The new map used on WMO's facebook page.

The post describing the unusually hot weather in China by the World Meteorological Organization (WMO) no longer includes a map featuring the "cow's tongue" line in the East Sea. The new map image has been cropped close to mainland China.

Previously, on August 23, WMO used a map with the unreasonable "nine-dash line" claim in the East Sea. This is the map it took from the China Meteorological Administration. Below the post, thousands of people expressed anger and posted hundreds of comments asking WMO to remove this map.

The "cow's tongue", "U-shaped" or "nine-dash" line are different names that scholars around the world use to refer to China's absurd claim to 80% of the East Sea. 

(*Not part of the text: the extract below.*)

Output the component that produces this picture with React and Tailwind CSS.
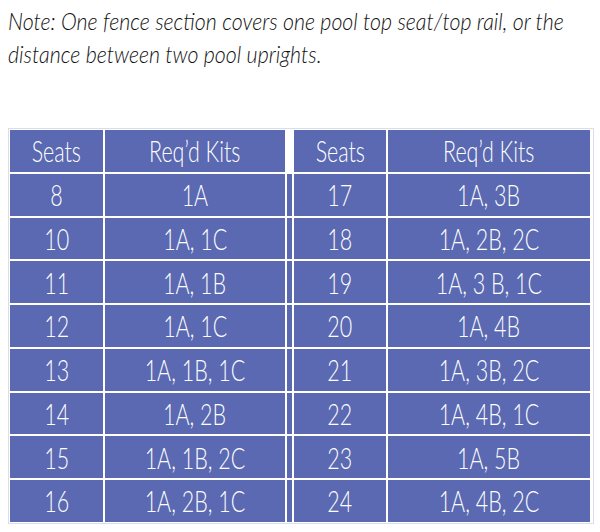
const left = [
  ['8', '1A'],
  ['10', '1A, 1C'],
  ['11', '1A, 1B'],
  ['12', '1A, 1C'],
  ['13', '1A, 1B, 1C'],
  ['14', '1A, 2B'],
  ['15', '1A, 1B, 2C'],
  ['16', '1A, 2B, 1C'],
]

const right = [
  ['17', '1A, 3B'],
  ['18', '1A, 2B, 2C'],
  ['19', '1A, 3 B, 1C'],
  ['20', '1A, 4B'],
  ['21', '1A, 3B, 2C'],
  ['22', '1A, 4B, 1C'],
  ['23', '1A, 5B'],
  ['24', '1A, 4B, 2C'],
]

function Cell({ children }) {
  return (
    <div className="flex items-center justify-center bg-[#5a69b1] text-white overflow-hidden">
      <span className="inline-block whitespace-nowrap scale-x-[0.74] text-[29px] font-light leading-none">
        {children}
      </span>
    </div>
  )
}

export default function App() {
  const rows = left.map((l, i) => [l, right[i]])
  return (
    <div className="w-[600px] h-[532px] bg-white font-['Lato','Liberation_Sans',sans-serif] overflow-hidden">
      <div className="pl-[8px] pt-[5px] text-[23px] italic font-light text-[#111] leading-[33px]">
        <div className="whitespace-nowrap origin-left scale-x-[0.93]">
          Note: One fence section covers one pool top seat/top rail, or the
        </div>
        <div className="whitespace-nowrap origin-left scale-x-[0.93]">
          distance between two pool uprights.
        </div>
      </div>

      <div className="mt-[57px] ml-[8px] w-[586px] border border-[#d9deee] p-[1px]">
        <div className="grid grid-cols-[93px_180px_5px_92px_202px] auto-rows-[41.75px] gap-[2px] bg-white">
          <Cell>Seats</Cell>
          <Cell>Req’d Kits</Cell>
          <div className="bg-white" />
          <Cell>Seats</Cell>
          <Cell>Req’d Kits</Cell>
          {rows.map(([l, r]) => [
            <Cell key={l[0] + 'a'}>{l[0]}</Cell>,
            <Cell key={l[0] + 'b'}>{l[1]}</Cell>,
            <div key={l[0] + 'g'} className="bg-[#5a69b1]" />,
            <Cell key={r[0] + 'a'}>{r[0]}</Cell>,
            <Cell key={r[0] + 'b'}>{r[1]}</Cell>,
          ])}
        </div>
      </div>
    </div>
  )
}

The WMO’s move was followed by a protest that was officially made by spokeswoman Le Thi Thu Hang of the Vietnamese Ministry of Foreign Affairs at a press conference on August 25.

“Vietnam demands that countries and organizations respect Vietnam’s sovereign rights over Hoang Sa (Paracels) and Truong Sa (Spratlys) archipelagoes, and adjacent waters in the East Sea and remove and alter any offensive information,” she said. 

Hang said that Vietnam has repeatedly rejected the so-called nine-dash line as well as maritime claims contrary to international law, especially the 1982 United Nations Convention on the Law of the Sea (UNCLOS). Vietnam believes that all forms of disseminating content and images infringing on Vietnam’s sovereignty over the Hoang Sa and Truong Sa archipelagoes, as well as national sovereignty and jurisdiction over relevant waters in the East Sea established in accordance with UNCLOS, is null and void.

According to Hang, representatives of Vietnam’s Permanent Mission to the United Nations, the World Trade Organization (WTO), and other international organizations in Geneva discussed this matter with representatives of the WMO.

The WMO is a specialized agency of the United Nations responsible for promoting international cooperation in atmospheric science, climatology, hydrology and geophysics.